* **Stated task**
Extract each line holding the word "styles" from the entries.

___ Information shown ___

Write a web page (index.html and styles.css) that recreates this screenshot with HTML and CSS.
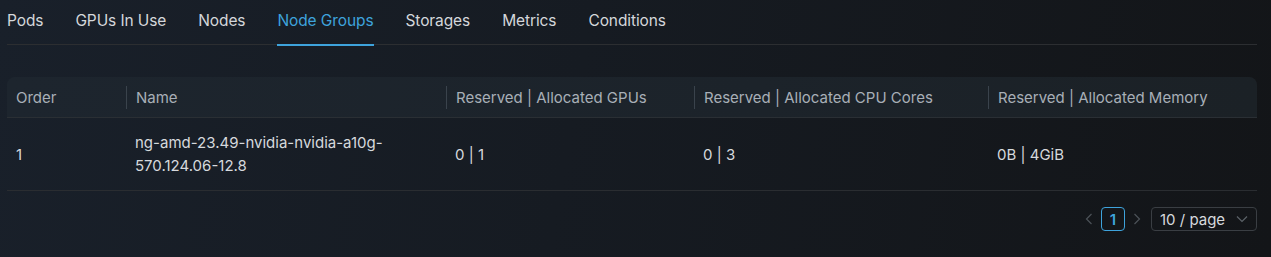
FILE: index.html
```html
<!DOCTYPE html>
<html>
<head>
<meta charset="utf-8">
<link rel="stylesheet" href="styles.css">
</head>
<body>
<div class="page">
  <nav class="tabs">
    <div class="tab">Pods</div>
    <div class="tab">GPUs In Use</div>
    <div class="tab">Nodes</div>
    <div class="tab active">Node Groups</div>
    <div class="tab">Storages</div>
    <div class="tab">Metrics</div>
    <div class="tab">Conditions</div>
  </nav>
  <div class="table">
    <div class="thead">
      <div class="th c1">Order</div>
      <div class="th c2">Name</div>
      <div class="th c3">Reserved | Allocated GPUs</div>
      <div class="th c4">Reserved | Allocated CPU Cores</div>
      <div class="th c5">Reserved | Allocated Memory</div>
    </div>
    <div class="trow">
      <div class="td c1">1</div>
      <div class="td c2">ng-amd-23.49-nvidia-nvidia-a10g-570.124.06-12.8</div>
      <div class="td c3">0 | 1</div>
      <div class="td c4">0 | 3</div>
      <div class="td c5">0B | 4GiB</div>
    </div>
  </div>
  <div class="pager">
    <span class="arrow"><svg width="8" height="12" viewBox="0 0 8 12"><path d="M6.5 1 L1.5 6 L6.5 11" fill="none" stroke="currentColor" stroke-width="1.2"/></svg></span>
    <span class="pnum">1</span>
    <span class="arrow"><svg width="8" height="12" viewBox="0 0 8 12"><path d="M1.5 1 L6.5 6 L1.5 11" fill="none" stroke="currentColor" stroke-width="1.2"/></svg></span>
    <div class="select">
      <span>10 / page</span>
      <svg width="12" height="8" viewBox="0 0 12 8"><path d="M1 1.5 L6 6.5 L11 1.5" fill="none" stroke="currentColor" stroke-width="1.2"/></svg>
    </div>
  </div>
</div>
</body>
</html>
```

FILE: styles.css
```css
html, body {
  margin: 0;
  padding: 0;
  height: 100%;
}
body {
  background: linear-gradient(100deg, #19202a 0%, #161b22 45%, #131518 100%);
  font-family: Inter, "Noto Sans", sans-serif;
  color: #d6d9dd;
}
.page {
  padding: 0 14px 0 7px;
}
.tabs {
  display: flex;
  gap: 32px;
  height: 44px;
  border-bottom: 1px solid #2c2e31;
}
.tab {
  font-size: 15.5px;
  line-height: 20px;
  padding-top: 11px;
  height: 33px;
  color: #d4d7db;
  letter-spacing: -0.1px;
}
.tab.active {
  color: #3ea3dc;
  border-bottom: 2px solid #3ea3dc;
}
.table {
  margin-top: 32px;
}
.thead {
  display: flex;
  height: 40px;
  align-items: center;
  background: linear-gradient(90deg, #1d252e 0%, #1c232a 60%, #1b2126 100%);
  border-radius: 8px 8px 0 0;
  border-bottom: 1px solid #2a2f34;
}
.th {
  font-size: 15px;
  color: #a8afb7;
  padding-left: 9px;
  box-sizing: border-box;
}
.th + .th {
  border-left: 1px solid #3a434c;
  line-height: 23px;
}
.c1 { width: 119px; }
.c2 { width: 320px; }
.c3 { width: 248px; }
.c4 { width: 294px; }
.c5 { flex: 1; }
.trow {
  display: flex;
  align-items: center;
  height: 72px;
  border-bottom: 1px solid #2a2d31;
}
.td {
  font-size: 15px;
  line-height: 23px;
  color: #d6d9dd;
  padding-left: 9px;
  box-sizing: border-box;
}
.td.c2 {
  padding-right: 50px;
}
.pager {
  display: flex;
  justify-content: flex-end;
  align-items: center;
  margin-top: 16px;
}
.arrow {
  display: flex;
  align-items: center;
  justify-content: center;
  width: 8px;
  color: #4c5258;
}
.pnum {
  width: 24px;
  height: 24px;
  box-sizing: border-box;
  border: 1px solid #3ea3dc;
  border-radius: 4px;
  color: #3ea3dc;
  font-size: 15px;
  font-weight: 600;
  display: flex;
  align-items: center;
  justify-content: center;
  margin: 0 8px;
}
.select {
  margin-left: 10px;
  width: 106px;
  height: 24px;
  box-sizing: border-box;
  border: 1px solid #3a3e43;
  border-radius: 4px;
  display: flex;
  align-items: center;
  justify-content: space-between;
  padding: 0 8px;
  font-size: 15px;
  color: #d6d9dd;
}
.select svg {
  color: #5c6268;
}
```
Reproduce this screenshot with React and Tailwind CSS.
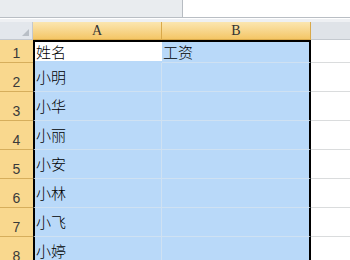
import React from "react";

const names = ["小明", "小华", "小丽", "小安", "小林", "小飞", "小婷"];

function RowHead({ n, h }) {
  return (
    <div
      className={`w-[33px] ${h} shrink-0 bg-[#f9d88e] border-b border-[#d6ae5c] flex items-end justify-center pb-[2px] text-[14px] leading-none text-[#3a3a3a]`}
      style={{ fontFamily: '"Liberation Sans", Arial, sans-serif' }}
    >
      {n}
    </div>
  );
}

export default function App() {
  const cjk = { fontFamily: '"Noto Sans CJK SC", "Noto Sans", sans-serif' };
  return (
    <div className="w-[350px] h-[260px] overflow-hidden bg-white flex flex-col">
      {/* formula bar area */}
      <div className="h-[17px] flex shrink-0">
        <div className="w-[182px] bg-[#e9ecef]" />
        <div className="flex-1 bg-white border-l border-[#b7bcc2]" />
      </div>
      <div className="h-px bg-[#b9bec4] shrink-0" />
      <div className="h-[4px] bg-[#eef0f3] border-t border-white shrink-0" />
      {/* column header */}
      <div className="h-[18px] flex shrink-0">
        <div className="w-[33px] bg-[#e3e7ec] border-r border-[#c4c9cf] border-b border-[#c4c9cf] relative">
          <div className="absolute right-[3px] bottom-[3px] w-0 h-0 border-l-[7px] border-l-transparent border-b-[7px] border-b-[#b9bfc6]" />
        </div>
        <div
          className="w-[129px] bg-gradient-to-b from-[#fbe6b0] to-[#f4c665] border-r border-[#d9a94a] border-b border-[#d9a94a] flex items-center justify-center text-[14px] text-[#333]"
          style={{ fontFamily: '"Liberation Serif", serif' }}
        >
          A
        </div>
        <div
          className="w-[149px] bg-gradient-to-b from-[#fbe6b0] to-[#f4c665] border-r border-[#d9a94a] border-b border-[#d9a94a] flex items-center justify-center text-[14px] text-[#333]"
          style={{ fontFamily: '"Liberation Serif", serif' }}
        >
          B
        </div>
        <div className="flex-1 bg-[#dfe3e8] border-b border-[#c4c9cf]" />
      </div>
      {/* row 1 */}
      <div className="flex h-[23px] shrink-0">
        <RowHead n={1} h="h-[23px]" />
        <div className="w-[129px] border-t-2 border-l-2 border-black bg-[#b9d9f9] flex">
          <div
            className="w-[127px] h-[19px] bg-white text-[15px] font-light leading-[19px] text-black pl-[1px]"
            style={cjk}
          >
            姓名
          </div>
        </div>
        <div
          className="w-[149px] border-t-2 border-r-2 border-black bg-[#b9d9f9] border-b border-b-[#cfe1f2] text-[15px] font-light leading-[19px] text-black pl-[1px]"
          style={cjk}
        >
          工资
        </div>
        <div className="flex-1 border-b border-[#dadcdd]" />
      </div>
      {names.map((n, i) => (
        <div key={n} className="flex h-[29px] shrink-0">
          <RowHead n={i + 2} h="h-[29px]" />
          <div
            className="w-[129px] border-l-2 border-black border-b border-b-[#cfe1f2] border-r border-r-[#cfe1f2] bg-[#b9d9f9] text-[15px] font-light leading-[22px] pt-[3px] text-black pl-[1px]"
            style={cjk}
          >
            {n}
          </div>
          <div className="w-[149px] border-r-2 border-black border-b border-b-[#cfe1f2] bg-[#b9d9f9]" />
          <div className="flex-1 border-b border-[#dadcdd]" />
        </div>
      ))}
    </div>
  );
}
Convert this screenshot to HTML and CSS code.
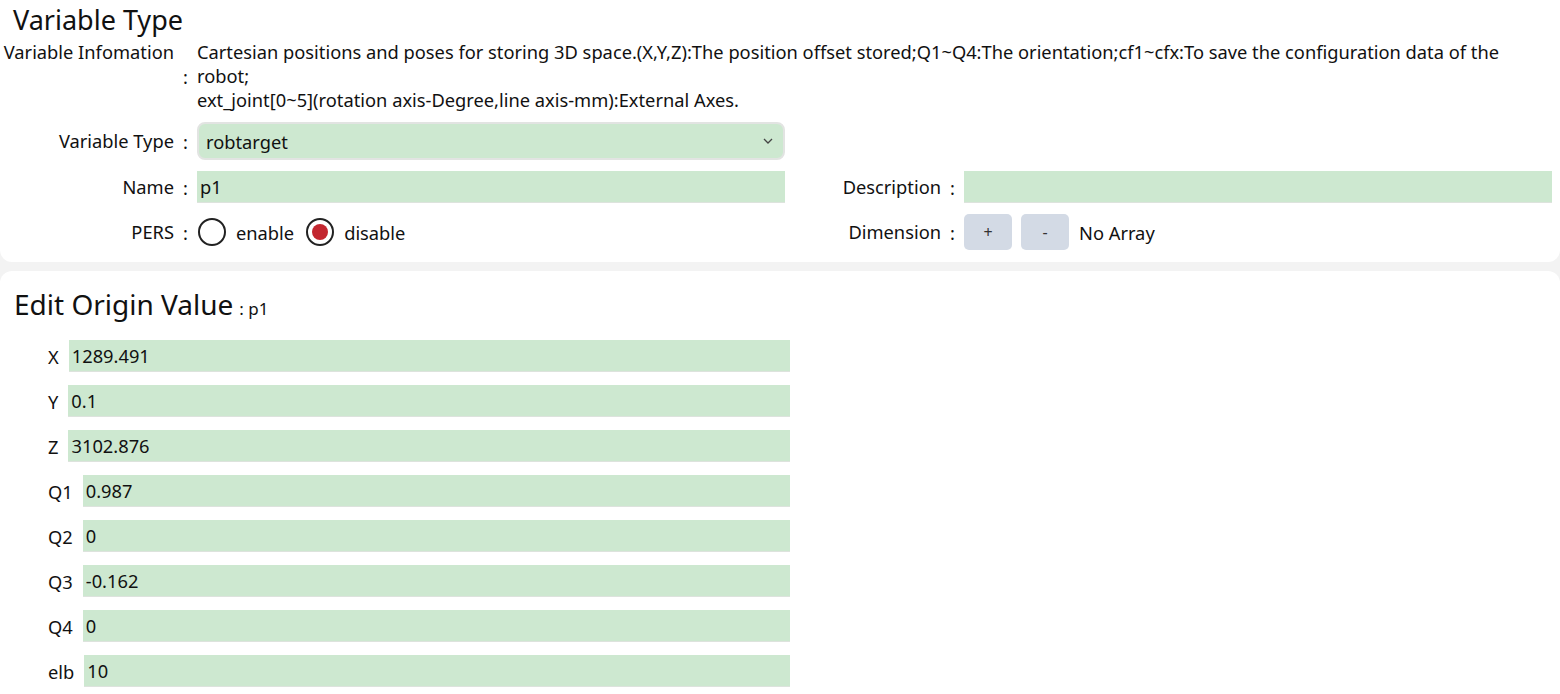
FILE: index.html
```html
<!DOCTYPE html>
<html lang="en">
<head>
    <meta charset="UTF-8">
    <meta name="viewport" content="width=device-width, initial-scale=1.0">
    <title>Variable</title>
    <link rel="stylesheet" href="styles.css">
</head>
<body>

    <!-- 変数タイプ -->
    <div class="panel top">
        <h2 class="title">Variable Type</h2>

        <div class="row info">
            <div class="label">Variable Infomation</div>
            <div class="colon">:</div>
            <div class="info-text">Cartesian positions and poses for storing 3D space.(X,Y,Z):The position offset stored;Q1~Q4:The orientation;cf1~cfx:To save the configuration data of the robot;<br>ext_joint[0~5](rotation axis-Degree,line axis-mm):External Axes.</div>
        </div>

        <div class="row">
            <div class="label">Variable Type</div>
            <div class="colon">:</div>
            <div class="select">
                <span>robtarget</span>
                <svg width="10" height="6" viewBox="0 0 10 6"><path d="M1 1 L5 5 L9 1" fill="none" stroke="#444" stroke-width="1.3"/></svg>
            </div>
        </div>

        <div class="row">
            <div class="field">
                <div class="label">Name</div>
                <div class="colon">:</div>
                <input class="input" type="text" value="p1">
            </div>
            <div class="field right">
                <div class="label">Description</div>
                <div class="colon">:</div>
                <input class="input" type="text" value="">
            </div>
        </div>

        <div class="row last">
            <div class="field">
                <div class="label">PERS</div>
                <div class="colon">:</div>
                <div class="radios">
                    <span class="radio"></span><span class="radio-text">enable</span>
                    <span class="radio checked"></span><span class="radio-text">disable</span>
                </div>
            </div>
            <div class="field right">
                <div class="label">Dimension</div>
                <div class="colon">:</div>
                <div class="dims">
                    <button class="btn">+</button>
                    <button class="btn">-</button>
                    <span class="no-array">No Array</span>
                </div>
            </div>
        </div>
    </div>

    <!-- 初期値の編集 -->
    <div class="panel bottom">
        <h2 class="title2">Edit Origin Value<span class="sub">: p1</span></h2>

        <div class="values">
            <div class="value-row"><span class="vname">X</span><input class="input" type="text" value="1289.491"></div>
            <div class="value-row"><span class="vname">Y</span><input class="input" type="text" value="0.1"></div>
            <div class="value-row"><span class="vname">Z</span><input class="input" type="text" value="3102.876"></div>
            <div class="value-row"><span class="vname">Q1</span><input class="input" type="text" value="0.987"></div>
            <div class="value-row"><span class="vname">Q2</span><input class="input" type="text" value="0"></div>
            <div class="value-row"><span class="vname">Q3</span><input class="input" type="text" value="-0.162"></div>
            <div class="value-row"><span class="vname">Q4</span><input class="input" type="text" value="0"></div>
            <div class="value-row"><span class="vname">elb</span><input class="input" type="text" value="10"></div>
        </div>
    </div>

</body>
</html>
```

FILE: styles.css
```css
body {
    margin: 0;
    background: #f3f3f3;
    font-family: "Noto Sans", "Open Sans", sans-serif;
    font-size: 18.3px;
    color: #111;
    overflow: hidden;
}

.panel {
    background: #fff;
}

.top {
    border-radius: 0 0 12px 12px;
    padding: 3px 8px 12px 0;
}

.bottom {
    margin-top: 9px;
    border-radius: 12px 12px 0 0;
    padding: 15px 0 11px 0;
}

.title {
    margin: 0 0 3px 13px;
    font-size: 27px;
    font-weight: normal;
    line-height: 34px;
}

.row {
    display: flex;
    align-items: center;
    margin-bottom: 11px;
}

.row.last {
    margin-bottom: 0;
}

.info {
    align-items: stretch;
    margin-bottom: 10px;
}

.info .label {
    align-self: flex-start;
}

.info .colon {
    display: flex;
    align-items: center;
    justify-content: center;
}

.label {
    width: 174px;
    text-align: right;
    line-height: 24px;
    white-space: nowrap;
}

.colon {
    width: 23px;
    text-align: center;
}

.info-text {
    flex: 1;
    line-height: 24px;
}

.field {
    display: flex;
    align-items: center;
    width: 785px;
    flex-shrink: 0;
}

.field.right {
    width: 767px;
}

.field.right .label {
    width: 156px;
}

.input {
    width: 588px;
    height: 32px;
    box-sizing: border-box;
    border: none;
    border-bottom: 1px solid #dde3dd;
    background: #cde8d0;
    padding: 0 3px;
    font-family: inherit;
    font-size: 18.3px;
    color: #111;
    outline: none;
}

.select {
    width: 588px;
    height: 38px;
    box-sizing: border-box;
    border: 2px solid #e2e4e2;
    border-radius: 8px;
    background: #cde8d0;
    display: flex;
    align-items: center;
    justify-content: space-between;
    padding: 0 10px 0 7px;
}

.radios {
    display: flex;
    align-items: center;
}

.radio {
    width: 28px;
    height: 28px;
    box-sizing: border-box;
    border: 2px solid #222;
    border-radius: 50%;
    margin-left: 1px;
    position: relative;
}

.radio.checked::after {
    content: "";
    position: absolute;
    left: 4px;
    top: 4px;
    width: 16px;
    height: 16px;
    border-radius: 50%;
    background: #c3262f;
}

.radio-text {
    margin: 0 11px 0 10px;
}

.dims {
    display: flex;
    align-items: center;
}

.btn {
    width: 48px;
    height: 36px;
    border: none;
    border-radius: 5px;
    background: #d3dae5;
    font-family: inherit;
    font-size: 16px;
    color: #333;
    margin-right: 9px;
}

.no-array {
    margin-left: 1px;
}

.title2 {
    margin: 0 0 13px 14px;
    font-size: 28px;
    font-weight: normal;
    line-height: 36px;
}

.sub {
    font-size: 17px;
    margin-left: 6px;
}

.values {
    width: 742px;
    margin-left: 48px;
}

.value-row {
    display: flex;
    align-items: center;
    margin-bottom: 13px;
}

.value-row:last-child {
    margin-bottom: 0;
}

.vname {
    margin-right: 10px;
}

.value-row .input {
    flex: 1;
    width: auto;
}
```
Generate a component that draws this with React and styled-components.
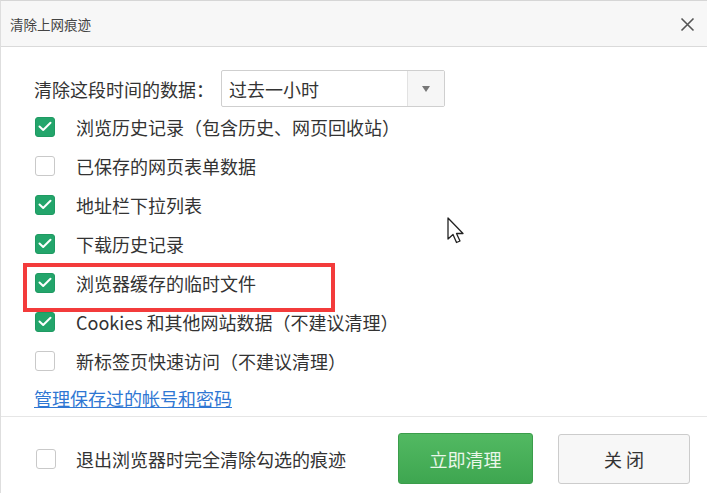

___

* **Answer for the task**
Write a web page (index.html and styles.css) that recreates this screenshot with HTML and CSS.
<link rel="stylesheet" href="styles.css">
FILE: styles.css
    <link rel="stylesheet" href="styles.css">
FILE: styles.css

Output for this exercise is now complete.